• GOAL:
Copy all of the material exactly. Pictures are not to appear in the copy.

- - -

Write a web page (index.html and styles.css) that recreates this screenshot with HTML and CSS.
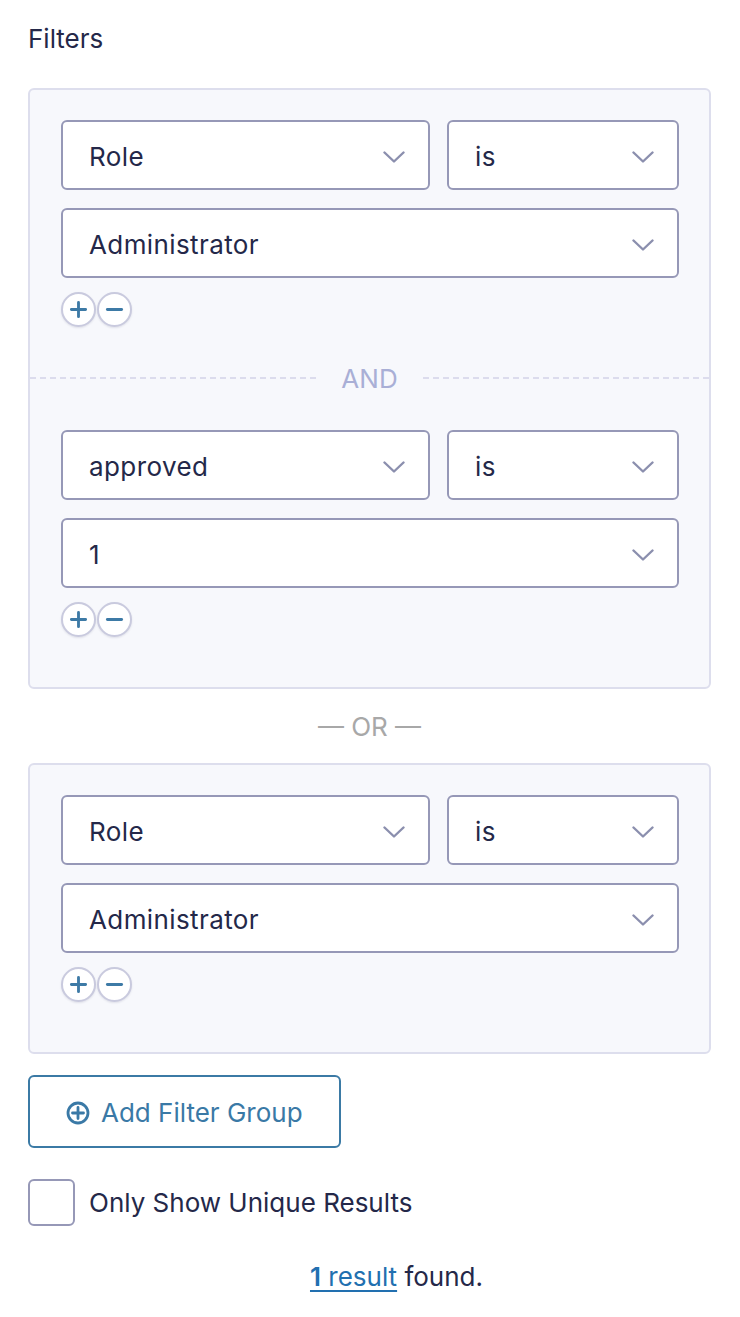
FILE: index.html
```html
<!DOCTYPE html>
<html>
<head>
<meta charset="utf-8">
<link rel="stylesheet" href="styles.css">
</head>
<body>
<div class="page">
  <div class="title">Filters</div>

  <div class="group">
    <div class="filter">
      <div class="select"><span>Role</span><svg class="chev" viewBox="0 0 22 12"><path d="M1.5 1.5 L11 10.5 L20.5 1.5"/></svg></div>
      <div class="select"><span>is</span><svg class="chev" viewBox="0 0 22 12"><path d="M1.5 1.5 L11 10.5 L20.5 1.5"/></svg></div>
      <div class="select full"><span>Administrator</span><svg class="chev" viewBox="0 0 22 12"><path d="M1.5 1.5 L11 10.5 L20.5 1.5"/></svg></div>
      <div class="buttons">
        <span class="circ"><svg viewBox="0 0 20 20"><path d="M10 2.5 V17.5 M2.5 10 H17.5"/></svg></span>
        <span class="circ"><svg viewBox="0 0 20 20"><path d="M2.5 10 H17.5"/></svg></span>
      </div>
    </div>

    <div class="and"><span class="line"></span><span class="and-text">AND</span><span class="line"></span></div>

    <div class="filter">
      <div class="select"><span>approved</span><svg class="chev" viewBox="0 0 22 12"><path d="M1.5 1.5 L11 10.5 L20.5 1.5"/></svg></div>
      <div class="select"><span>is</span><svg class="chev" viewBox="0 0 22 12"><path d="M1.5 1.5 L11 10.5 L20.5 1.5"/></svg></div>
      <div class="select full"><span>1</span><svg class="chev" viewBox="0 0 22 12"><path d="M1.5 1.5 L11 10.5 L20.5 1.5"/></svg></div>
      <div class="buttons">
        <span class="circ"><svg viewBox="0 0 20 20"><path d="M10 2.5 V17.5 M2.5 10 H17.5"/></svg></span>
        <span class="circ"><svg viewBox="0 0 20 20"><path d="M2.5 10 H17.5"/></svg></span>
      </div>
    </div>
  </div>

  <div class="or">— OR —</div>

  <div class="group">
    <div class="filter">
      <div class="select"><span>Role</span><svg class="chev" viewBox="0 0 22 12"><path d="M1.5 1.5 L11 10.5 L20.5 1.5"/></svg></div>
      <div class="select"><span>is</span><svg class="chev" viewBox="0 0 22 12"><path d="M1.5 1.5 L11 10.5 L20.5 1.5"/></svg></div>
      <div class="select full"><span>Administrator</span><svg class="chev" viewBox="0 0 22 12"><path d="M1.5 1.5 L11 10.5 L20.5 1.5"/></svg></div>
      <div class="buttons">
        <span class="circ"><svg viewBox="0 0 20 20"><path d="M10 2.5 V17.5 M2.5 10 H17.5"/></svg></span>
        <span class="circ"><svg viewBox="0 0 20 20"><path d="M2.5 10 H17.5"/></svg></span>
      </div>
    </div>
  </div>

  <div class="add-row">
    <div class="add-btn">
      <svg class="add-icon" viewBox="0 0 24 24"><circle cx="12" cy="12" r="10"/><path d="M12 6.5 V17.5 M6.5 12 H17.5"/></svg>
      <span>Add Filter Group</span>
    </div>
  </div>

  <div class="check-row">
    <span class="checkbox"></span>
    <span class="check-label">Only Show Unique Results</span>
  </div>

  <div class="result"><a class="result-link" href="#"><strong>1</strong> result</a> found.</div>
</div>
</body>
</html>
```

FILE: styles.css
```css
html, body {
  margin: 0;
  padding: 0;
  background: #ffffff;
}

body {
  font-family: Inter, "Noto Sans", "Liberation Sans", sans-serif;
  font-size: 26px;
  color: #242849;
}

.page {
  width: 740px;
  box-sizing: border-box;
  padding: 24px 29px 0 28px;
}

.title {
  line-height: 30px;
  height: 30px;
  margin-bottom: 34px;
}

.group {
  background: #f7f8fc;
  border: 2px solid #dddeed;
  border-radius: 6px;
  padding: 30px 30px 50px 31px;
}

.filter {
  display: grid;
  grid-template-columns: 1fr 232px;
  column-gap: 17px;
  row-gap: 18px;
}

.select {
  height: 70px;
  box-sizing: border-box;
  border: 2px solid #9698b7;
  border-radius: 6px;
  background: #ffffff;
  display: flex;
  align-items: center;
  justify-content: space-between;
  padding: 4px 23px 0 26px;
  line-height: 30px;
  letter-spacing: 0.4px;
}

.select.full {
  grid-column: 1 / span 2;
}

.chev {
  width: 22px;
  height: 12px;
  fill: none;
  stroke: #8b8fae;
  stroke-width: 2.4;
  stroke-linecap: round;
  stroke-linejoin: round;
}

.buttons {
  grid-column: 1 / span 2;
  display: flex;
  gap: 1px;
  margin-top: -4px;
}

.circ {
  width: 35px;
  height: 35px;
  box-sizing: border-box;
  border: 2px solid #c9cade;
  border-radius: 50%;
  background: #ffffff;
  display: flex;
  align-items: center;
  justify-content: center;
  box-shadow: 0 1px 2px rgba(60, 60, 100, 0.12);
}

.circ svg {
  width: 19px;
  height: 19px;
  fill: none;
  stroke: #3d7aa6;
  stroke-width: 3;
  stroke-linecap: round;
}

.and {
  display: flex;
  align-items: center;
  gap: 25px;
  height: 30px;
  margin: 36px -30px 37px -31px;
}

.and .line {
  flex: 1;
  height: 2px;
  background: repeating-linear-gradient(to right, #dcdced 0 6px, transparent 6px 10px);
}

.and-text {
  color: #a9afd6;
  line-height: 30px;
  padding-top: 2px;
}

.or {
  text-align: center;
  color: #a8a8a8;
  line-height: 30px;
  margin: 21px 0 21px;
  padding-top: 2px;
}

.add-row {
  display: flex;
  margin-top: 21px;
}

.add-btn {
  height: 73px;
  box-sizing: border-box;
  border: 2px solid #3b7aa5;
  border-radius: 6px;
  display: flex;
  align-items: center;
  gap: 11px;
  padding: 2px 36px 0;
  color: #3a79a6;
}

.add-icon {
  width: 24px;
  height: 24px;
  fill: none;
  stroke: #3a79a6;
  stroke-width: 2.8;
  stroke-linecap: round;
}

.check-row {
  display: flex;
  align-items: center;
  gap: 14px;
  margin-top: 31px;
}

.checkbox {
  width: 47px;
  height: 47px;
  box-sizing: border-box;
  border: 2px solid #9698b7;
  border-radius: 6px;
  background: #ffffff;
}

.result {
  text-align: center;
  line-height: 30px;
  margin-top: 36px;
  padding-left: 54px;
}

.result-link {
  color: #2270b0;
  text-decoration: underline;
  text-underline-offset: 4px;
  text-decoration-thickness: 2px;
}

.result-link strong {
  font-weight: 600;
}
```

- - -

• OUTPUT FOR THIS TASK:
Write a web page (index.html and styles.css) that recreates this screenshot with HTML and CSS.
FILE: index.html
```html
<!DOCTYPE html>
<html>
<head>
<meta charset="utf-8">
<link rel="stylesheet" href="styles.css">
</head>
<body>
<div class="page">
  <div class="title">Filters</div>

  <div class="group">
    <div class="filter">
      <div class="select"><span>Role</span><svg class="chev" viewBox="0 0 22 12"><path d="M1.5 1.5 L11 10.5 L20.5 1.5"/></svg></div>
      <div class="select"><span>is</span><svg class="chev" viewBox="0 0 22 12"><path d="M1.5 1.5 L11 10.5 L20.5 1.5"/></svg></div>
      <div class="select full"><span>Administrator</span><svg class="chev" viewBox="0 0 22 12"><path d="M1.5 1.5 L11 10.5 L20.5 1.5"/></svg></div>
      <div class="buttons">
        <span class="circ"><svg viewBox="0 0 20 20"><path d="M10 2.5 V17.5 M2.5 10 H17.5"/></svg></span>
        <span class="circ"><svg viewBox="0 0 20 20"><path d="M2.5 10 H17.5"/></svg></span>
      </div>
    </div>

    <div class="and"><span class="line"></span><span class="and-text">AND</span><span class="line"></span></div>

    <div class="filter">
      <div class="select"><span>approved</span><svg class="chev" viewBox="0 0 22 12"><path d="M1.5 1.5 L11 10.5 L20.5 1.5"/></svg></div>
      <div class="select"><span>is</span><svg class="chev" viewBox="0 0 22 12"><path d="M1.5 1.5 L11 10.5 L20.5 1.5"/></svg></div>
      <div class="select full"><span>1</span><svg class="chev" viewBox="0 0 22 12"><path d="M1.5 1.5 L11 10.5 L20.5 1.5"/></svg></div>
      <div class="buttons">
        <span class="circ"><svg viewBox="0 0 20 20"><path d="M10 2.5 V17.5 M2.5 10 H17.5"/></svg></span>
        <span class="circ"><svg viewBox="0 0 20 20"><path d="M2.5 10 H17.5"/></svg></span>
      </div>
    </div>
  </div>

  <div class="or">— OR —</div>

  <div class="group">
    <div class="filter">
      <div class="select"><span>Role</span><svg class="chev" viewBox="0 0 22 12"><path d="M1.5 1.5 L11 10.5 L20.5 1.5"/></svg></div>
      <div class="select"><span>is</span><svg class="chev" viewBox="0 0 22 12"><path d="M1.5 1.5 L11 10.5 L20.5 1.5"/></svg></div>
      <div class="select full"><span>Administrator</span><svg class="chev" viewBox="0 0 22 12"><path d="M1.5 1.5 L11 10.5 L20.5 1.5"/></svg></div>
      <div class="buttons">
        <span class="circ"><svg viewBox="0 0 20 20"><path d="M10 2.5 V17.5 M2.5 10 H17.5"/></svg></span>
        <span class="circ"><svg viewBox="0 0 20 20"><path d="M2.5 10 H17.5"/></svg></span>
      </div>
    </div>
  </div>

  <div class="add-row">
    <div class="add-btn">
      <svg class="add-icon" viewBox="0 0 24 24"><circle cx="12" cy="12" r="10"/><path d="M12 6.5 V17.5 M6.5 12 H17.5"/></svg>
      <span>Add Filter Group</span>
    </div>
  </div>

  <div class="check-row">
    <span class="checkbox"></span>
    <span class="check-label">Only Show Unique Results</span>
  </div>

  <div class="result"><a class="result-link" href="#"><strong>1</strong> result</a> found.</div>
</div>
</body>
</html>
```

FILE: styles.css
```css
html, body {
  margin: 0;
  padding: 0;
  background: #ffffff;
}

body {
  font-family: Inter, "Noto Sans", "Liberation Sans", sans-serif;
  font-size: 26px;
  color: #242849;
}

.page {
  width: 740px;
  box-sizing: border-box;
  padding: 24px 29px 0 28px;
}

.title {
  line-height: 30px;
  height: 30px;
  margin-bottom: 34px;
}

.group {
  background: #f7f8fc;
  border: 2px solid #dddeed;
  border-radius: 6px;
  padding: 30px 30px 50px 31px;
}

.filter {
  display: grid;
  grid-template-columns: 1fr 232px;
  column-gap: 17px;
  row-gap: 18px;
}

.select {
  height: 70px;
  box-sizing: border-box;
  border: 2px solid #9698b7;
  border-radius: 6px;
  background: #ffffff;
  display: flex;
  align-items: center;
  justify-content: space-between;
  padding: 4px 23px 0 26px;
  line-height: 30px;
  letter-spacing: 0.4px;
}

.select.full {
  grid-column: 1 / span 2;
}

.chev {
  width: 22px;
  height: 12px;
  fill: none;
  stroke: #8b8fae;
  stroke-width: 2.4;
  stroke-linecap: round;
  stroke-linejoin: round;
}

.buttons {
  grid-column: 1 / span 2;
  display: flex;
  gap: 1px;
  margin-top: -4px;
}

.circ {
  width: 35px;
  height: 35px;
  box-sizing: border-box;
  border: 2px solid #c9cade;
  border-radius: 50%;
  background: #ffffff;
  display: flex;
  align-items: center;
  justify-content: center;
  box-shadow: 0 1px 2px rgba(60, 60, 100, 0.12);
}

.circ svg {
  width: 19px;
  height: 19px;
  fill: none;
  stroke: #3d7aa6;
  stroke-width: 3;
  stroke-linecap: round;
}

.and {
  display: flex;
  align-items: center;
  gap: 25px;
  height: 30px;
  margin: 36px -30px 37px -31px;
}

.and .line {
  flex: 1;
  height: 2px;
  background: repeating-linear-gradient(to right, #dcdced 0 6px, transparent 6px 10px);
}

.and-text {
  color: #a9afd6;
  line-height: 30px;
  padding-top: 2px;
}

.or {
  text-align: center;
  color: #a8a8a8;
  line-height: 30px;
  margin: 21px 0 21px;
  padding-top: 2px;
}

.add-row {
  display: flex;
  margin-top: 21px;
}

.add-btn {
  height: 73px;
  box-sizing: border-box;
  border: 2px solid #3b7aa5;
  border-radius: 6px;
  display: flex;
  align-items: center;
  gap: 11px;
  padding: 2px 36px 0;
  color: #3a79a6;
}

.add-icon {
  width: 24px;
  height: 24px;
  fill: none;
  stroke: #3a79a6;
  stroke-width: 2.8;
  stroke-linecap: round;
}

.check-row {
  display: flex;
  align-items: center;
  gap: 14px;
  margin-top: 31px;
}

.checkbox {
  width: 47px;
  height: 47px;
  box-sizing: border-box;
  border: 2px solid #9698b7;
  border-radius: 6px;
  background: #ffffff;
}

.result {
  text-align: center;
  line-height: 30px;
  margin-top: 36px;
  padding-left: 54px;
}

.result-link {
  color: #2270b0;
  text-decoration: underline;
  text-underline-offset: 4px;
  text-decoration-thickness: 2px;
}

.result-link strong {
  font-weight: 600;
}
```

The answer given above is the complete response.